TIFF 2012: Thanks for Sharing and Everyday Review (Paolo Kagaoan)

Photo from http://www.tiff.net

Thanks for Sharing (2012)

Directed by Stuart Blumberg

Starring Mark Ruffalo, Gwyneth Paltrow, Josh Gad, Alecia ‘Pink’ Moore, Carol Kane, Tim Robbins, Joely Richardson and Patrick Fugit

Thanks for Sharing’s opening sequence has a shot of Mark Ruffalo praying, and these shots are digital, crisp and clean. This kind of visual cleanliness is ironic because the city it depicts, New York City, as well as the characters in it are dirr-ty! Ruffalo walks the streets of Manhattan full of lingerie ads. 2012 lingerie ads, if you’re getting my implications. It’s either the movie shows the dated aspects in writer-director Stuart Blumberg’s concept of overwhelmed sexual stimuli or Ruffalo’s character is just into barely legal anorexics. There’s lots of proof within the movie to back up both readings of it.

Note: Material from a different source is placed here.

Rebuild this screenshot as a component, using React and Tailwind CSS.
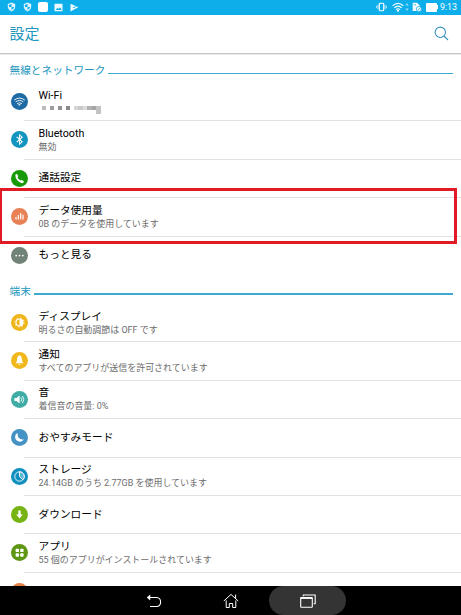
import React from "react";

const disc = (fill, children) => (
  <svg viewBox="0 0 17 17" className="block size-[17px]" fill="none">
    <circle cx="8.5" cy="8.5" r="8.5" fill={fill} />
    {children}
  </svg>
);

const icons = {
  wifi: disc(
    "#1e6aa5",
    <g stroke="#fff" strokeWidth="0.9" strokeLinecap="round">
      <path d="M3.5 6.9Q8.5 2.9 13.5 6.9" />
      <path d="M5 8.7Q8.5 5.9 12 8.7" />
      <path d="M6.5 10.4Q8.5 8.9 10.5 10.4" />
      <path d="M7.7 11.5h1.6L8.5 12.4Z" fill="#fff" strokeWidth="0.5" />
    </g>
  ),
  bluetooth: disc(
    "#1295bf",
    <path d="M5.7 5.9L11.2 10.8L8.5 13.2V3.8L11.2 6.2L5.7 11.1" stroke="#fff" strokeWidth="1.05" />
  ),
  phone: disc(
    "#189a08",
    <path d="M4.3 4.7L5.8 3.8L7.3 6.3L6.5 7.3Q7.4 9.4 9.5 10.6L10.6 9.8L13 11.4L12 13.1Q9.5 13.5 6.7 10.7Q4 8 4.3 4.7Z" fill="#fff" />
  ),
  data: disc(
    "#e88256",
    <path d="M5 11.5V9.1M7.3 11.5V7M9.7 11.5V5M12 11.5V6.7" stroke="#fff" strokeWidth="1.2" />
  ),
  more: disc(
    "#718278",
    <g fill="#fff"><circle cx="5.2" cy="8.6" r="0.9" /><circle cx="8.5" cy="8.6" r="0.9" /><circle cx="11.8" cy="8.6" r="0.9" /></g>
  ),
  display: disc(
    "#efb61b",
    <g>
      <circle cx="8.5" cy="8.5" r="3.5" stroke="#fff" strokeWidth="1.1" />
      <path d="M8.5 5a3.5 3.5 0 0 1 0 7Z" fill="#fff" />
      <circle cx="8.5" cy="8.5" r="4.6" stroke="#fff" strokeWidth="0.9" strokeDasharray="1.4 2.213" />
    </g>
  ),
  bell: disc(
    "#f0b81c",
    <g fill="#fff"><path d="M8.5 3.3C6.3 4.1 6.2 6.5 6 8.2Q5.8 9.7 4.6 11.2H12.4Q11.2 9.7 11 8.2C10.8 6.5 10.7 4.1 8.5 3.3Z" /><path d="M7.3 11.9H9.7Q8.5 13.6 7.3 11.9Z" /></g>
  ),
  sound: disc(
    "#3fada5",
    <g>
      <path d="M3.4 6.9H5.5L8.6 4.4V12.6L5.5 10.1H3.4Z" fill="#fff" />
      <path d="M10 6.6Q11.3 8.5 10 10.4M11.5 5Q14 8.5 11.5 12" stroke="#fff" strokeWidth="0.9" />
    </g>
  ),
  moon: disc(
    "#4592c4",
    <path d="M6.8 4C3.8 5.3 3.3 9 5.5 11.3C7.7 13.5 11.5 13.1 12.8 10.2C9.8 11.2 5.8 8.5 6.8 4Z" fill="#fff" />
  ),
  storage: disc(
    "#118fbe",
    <g>
      <circle cx="8.5" cy="8.5" r="4.7" stroke="#fff" strokeWidth="0.9" />
      <path d="M8.5 8.5V3.8A4.7 4.7 0 0 1 11.9 11.8Z" fill="#5eb6d6" stroke="#fff" strokeWidth="0.9" />
    </g>
  ),
  download: disc(
    "#76b313",
    <path d="M7.3 4.5H9.7V8.5H11.8L8.5 12.4L5.2 8.5H7.3Z" fill="#fff" />
  ),
  apps: disc(
    "#5d9713",
    <g fill="#fff">
      <rect x="4.6" y="4.7" width="3.4" height="3.4" rx="0.9" />
      <rect x="9.2" y="4.7" width="3.4" height="3.4" rx="0.9" />
      <rect x="4.6" y="9.3" width="3.4" height="3.4" rx="0.9" />
      <rect x="9.2" y="9.3" width="3.4" height="3.4" rx="0.9" />
    </g>
  ),
  orange: disc("#e08248", null),
};

// Shades of the pixelated network name, left to right.
const MASK = ["#bcbcbc", "#ffffff", "#9d9d9d", "#ffffff", "#929292", "#ffffff", "#888888", "#ffffff", "#d4d4d4", "#c9c9c9", "#dcdcdc", "#b2b2b2", "#a5a5a5", "#c4c4c4"];

function Mask() {
  return (
    <div className="flex h-3 items-start pt-[3.5px] pl-[3px]">
      {MASK.map((c, i) => (
        <span key={i} className="block h-1 w-1 last:h-2 nth-[n+9]:w-[4.6px]" style={{ backgroundColor: c }} />
      ))}
    </div>
  );
}

function Row({ icon, title, sub, masked, last }) {
  return (
    <div className="flex h-[38.4px] shrink-0 pl-[10.5px]">
      <div className="flex w-[13.5px] shrink-0 items-center pb-[1.4px]">
        <div className="relative z-10 shrink-0">{icons[icon]}</div>
      </div>
      <div className={`flex flex-1 flex-col justify-center border-b pl-[14.5px] ${last ? "border-transparent" : "border-[#e2e2e2]"}`}>
        <div className="h-[14px] text-[10.7px] leading-[14px] whitespace-nowrap text-black">{title}</div>
        {sub && <div className="h-3 text-[8.97px] leading-3 whitespace-nowrap text-[#6c6c6c]">{sub}</div>}
        {masked && <Mask />}
      </div>
    </div>
  );
}

function Section({ title }) {
  return (
    <div className="flex h-[29px] shrink-0 items-end pb-[5px] pl-[9.5px]">
      <div className="text-[10.67px] leading-[14px] whitespace-nowrap text-[#2196bd]">{title}</div>
      <div className="mb-[4px] ml-[3px] h-[1.5px] flex-1 bg-[#3da9cd]" />
      <div className="w-2" />
    </div>
  );
}

function Shield() {
  return (
    <svg viewBox="0 0 9 10" className="h-[10px] w-[9px]" fill="none">
      <path d="M4.5 0.6L8.2 1.9V4.8Q8 8 4.5 9.4Q1 8 0.8 4.8V1.9Z" fill="#fff" fillOpacity=".85" />
      <path d="M4.5 2V5H2Q1.9 3.5 2 2.8ZM4.5 5H7Q6.7 7.2 4.5 8.1Z" fill="#11aeea" />
    </svg>
  );
}

function StatusBar() {
  return (
    <div className="flex h-[14.5px] shrink-0 items-center bg-[#0eaeea] pr-[4px] pl-[7px] text-white">
      <Shield />
      <div className="w-[6.5px]" />
      <Shield />
      <div className="ml-[6px] size-[10px] rounded-[2px] bg-white" />
      <svg viewBox="0 0 9 9" className="ml-[6px] size-[9px]">
        <rect x="0.5" y="0.8" width="8" height="7.4" rx="0.6" fill="#eefaff" />
        <path d="M1.7 7L3.5 4.8L4.6 6L6 4.2L7.7 7Z" fill="#11aeea" />
      </svg>
      <svg viewBox="0 0 9 9" className="ml-[7px] size-[9px]">
        <path d="M0.5 0.8L8.3 4.2L0.5 8.5Z" fill="#eefaff" />
        <path d="M2.8 3.8L4 5L7.2 1.6" fill="none" stroke="#11aeea" strokeWidth="0.8" />
      </svg>
      <div className="flex-1" />
      <svg viewBox="0 0 11 10" className="h-[10px] w-[11px]" fill="none" stroke="#fff">
        <rect x="3.3" y="1.3" width="4.4" height="7.4" rx="0.6" strokeWidth="1.1" />
        <path d="M2 2.8V7.2M9 2.8V7.2M0.6 3.8V6.2M10.4 3.8V6.2" strokeWidth="0.7" />
      </svg>
      <svg viewBox="0 0 12 10" className="ml-[5px] h-[10px] w-3" fill="none" stroke="#fff" strokeWidth="1.1">
        <path d="M0.6 3.8Q6 -1.2 11.4 3.8M2.3 5.8Q6 2.4 9.7 5.8M4 7.7Q6 5.8 8 7.7" />
        <circle cx="6" cy="8.8" r="0.5" fill="#fff" />
      </svg>
      <svg viewBox="0 0 4 10" className="ml-[1px] h-[10px] w-1" fill="#8edcf7">
        <path d="M0.3 3.5L2 1L3.7 3.5ZM0.3 6.5L2 9L3.7 6.5Z" />
      </svg>
      <svg viewBox="0 0 10 10" className="ml-[3px] size-[10px]">
        <path d="M0.7 0.8H5L7.5 3.2V9H0.7Z" fill="#f4fbff" />
        <path d="M2 2v1.5M3.5 2v1.5" stroke="#11aeea" strokeWidth="0.6" />
        <circle cx="6.9" cy="7" r="2.6" fill="#f4fbff" stroke="#11aeea" strokeWidth="0.7" />
        <path d="M5.7 8.2L8.1 5.8" stroke="#11aeea" strokeWidth="0.8" />
      </svg>
      <div className="ml-[4px] h-[9px] w-[11px] rounded-[1px] bg-white" />
      <div className="h-1 w-[1px] bg-white" />
      <div className="ml-[2px] text-[8.8px] leading-[14px]">9:13</div>
    </div>
  );
}

function NavBar() {
  return (
    <div className="flex h-[29px] shrink-0 items-center justify-center bg-black">
      <div className="flex w-[77px] justify-center">
        <svg viewBox="0 0 16 14" className="h-[14px] w-4" fill="none" stroke="#fff" strokeWidth="1.1">
          <path d="M2.3 3.5H10.5Q14.6 3.8 14.6 8Q14.6 12.4 10.5 12.5H4" />
          <path d="M1 3.5L4 1V6Z" fill="#fff" strokeWidth="0.5" />
        </svg>
      </div>
      <div className="flex w-[77px] justify-center">
        <svg viewBox="0 0 16 16" className="size-4" fill="none" stroke="#fff" strokeWidth="1">
          <path d="M0.8 8L8 1.4L15.2 8" />
          <path d="M12.6 5.4V1.5" />
          <path d="M3.2 7.4V14.5H6.3V10.5H9.7V14.5H12.8V7.4" />
        </svg>
      </div>
      <div className="flex h-[29px] w-[77px] items-center justify-center rounded-full bg-[#343434]">
        <svg viewBox="0 0 16 14" className="h-[14px] w-4" fill="none" stroke="#fff" strokeWidth="1.1">
          <rect x="0.7" y="3.6" width="11.6" height="9.6" rx="0.5" />
          <path d="M0.7 4.2h11.6" strokeWidth="1.4" />
          <path d="M3.3 2.3V1H15.2V9.7H13.7" />
        </svg>
      </div>
    </div>
  );
}

export default function App() {
  return (
    <div className="relative flex h-[615px] w-[461px] flex-col overflow-hidden bg-white font-['Roboto','Noto_Sans_CJK_JP',sans-serif]">
      <StatusBar />
      <header className="flex h-[39.5px] shrink-0 items-center justify-between border-b border-[#c5c5c5] pr-[12px] pl-[9.5px] shadow-[0_1px_0_#ececec]">
        <h1 className="text-[15px] leading-5 text-[#2196bd]">設定</h1>
        <svg viewBox="0 0 15 15" className="mb-[1px] size-[15px]" fill="none" stroke="#3b93c5" strokeWidth="1.1">
          <circle cx="6.3" cy="6.3" r="5.2" />
          <path d="M10 10L14 14" />
        </svg>
      </header>
      <main className="flex min-h-0 flex-1 flex-col overflow-hidden">
        <Section title="無線とネットワーク" />
        <Row icon="wifi" title="Wi-Fi" masked />
        <Row icon="bluetooth" title="Bluetooth" sub="無効" />
        <Row icon="phone" title="通話設定" />
        <Row icon="data" title="データ使用量" sub="0B のデータを使用しています" />
        <Row icon="more" title="もっと見る" last />
        <Section title="端末" />
        <Row icon="display" title="ディスプレイ" sub="明るさの自動調節は OFF です" />
        <Row icon="bell" title="通知" sub="すべてのアプリが送信を許可されています" />
        <Row icon="sound" title="音" sub="着信音の音量: 0%" />
        <Row icon="moon" title="おやすみモード" />
        <Row icon="storage" title="ストレージ" sub="24.14GB のうち 2.77GB を使用しています" />
        <Row icon="download" title="ダウンロード" />
        <Row icon="apps" title="アプリ" sub="55 個のアプリがインストールされています" />
        <Row icon="orange" title="" last />
      </main>
      <NavBar />
      <div className="absolute top-[188px] left-[-1px] z-20 h-[56px] w-[458px] border-[3px] border-[#e01b24]" />
    </div>
  );
}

Ruffalo’s Adam, named after the original, primordial man, is in a Sex Addicts Anonymous 12 step program. There’s Mike (Tim Robbins), the papa bear of the group. Neil (Josh Gad), a doctor, is the kind of guy who humps people on the subways, fakes his sobriety day count and videotapes up his boss’s skirt. Peggy A. Schnizter costumed this movie and is apparently terrible at it. Anyway, the fourth member of the group is Dede (Alecia ‘Pink’ Moore), a foul-mouthed perfectly cast manic pixie dream girl who becomes Neil’s platonic BFF. These characters have love interests (Gwyneth Paltrow, who shares great chemistry with Ruffalo), wives (Joely Richardson), sons (Patrick Fugit, who is finally a man) and mothers (Carol Kane) who also deal with the main characters’ addictions as well as their own issues

The movie raises thoughts about sex addiction, proving sex addiction’s veracity as a disease and on a case to case basis and incorporating our own personal experiences to the disease. It’s mostly humourous, although there’s a shot where the gag takes place in the background and not the foreground. The last half hour would have been your typical rom-com conflict driven dénouement, but Mike’s wife’s comment, triggering most of the characters to go out of control, is jarringly cruel and refreshingly disturbing. It’s that one thing thrown into the mix that makes this movie less than conventional.

Photo from http://www.tiff.net

EVERYDAY (2012)

Directed by Michael Winterbottom

Starring Shirley Henderson, John Simm, Shaun Kirk, Katrina Kirk, Stephanie Kirk, Robert Kirk

Michael Nyman scores this new Michael Winterbottom movie about a working class woman named Karen (Shirley Henderson). It’s a beautiful score that would be successful with or without the movie for which it is composed. The title, EVERYDAY, implies what we’re going to see for the next ninety minutes or so. It portrays five years of her and her kids preparing for the day, taking lots of public transportation – do cabs count – to school or her two jobs as well as to her husband (John Simm), who is incarcerated for most of the movie’s running time.

Winterbottom has filmed his actors for the same five years of Karen’s husband’s prison time. It’s a more realistic depiction of change, an experiment as to whether familial relationships can withstand a half decade of distance. He also doesn’t rely on aging make-up or wigs, and fortunately Henderson isn’t given the same cartoony roles that she has been reduced to in the past. Their kids have their naughty moments that almost make us worry. Despite that, Winterbottom thankfully doesn’t exclusively prove whether they turn up as bad kids or good ones. But the characters’ physical constancy reflects their interior static nature, making their lives almost mundane. Again, why watch a movie where nothing really happens? And if Karen is decidedly naturalistic and bare, so is her husband depicted unclearly. Simm makes his character good of a husband and father without exploring why he ended up in jail or excusing his behaviour. If anything, the child actors carry this movie, their young unsculpted faces and voices surprisingly capable of engendering the yearning for the father they barely see. This is especially true with Shaun (Shaun Kirk) draws out the way he tells his dad that he misses the latter, more haunting than Henderson, as great as she is here.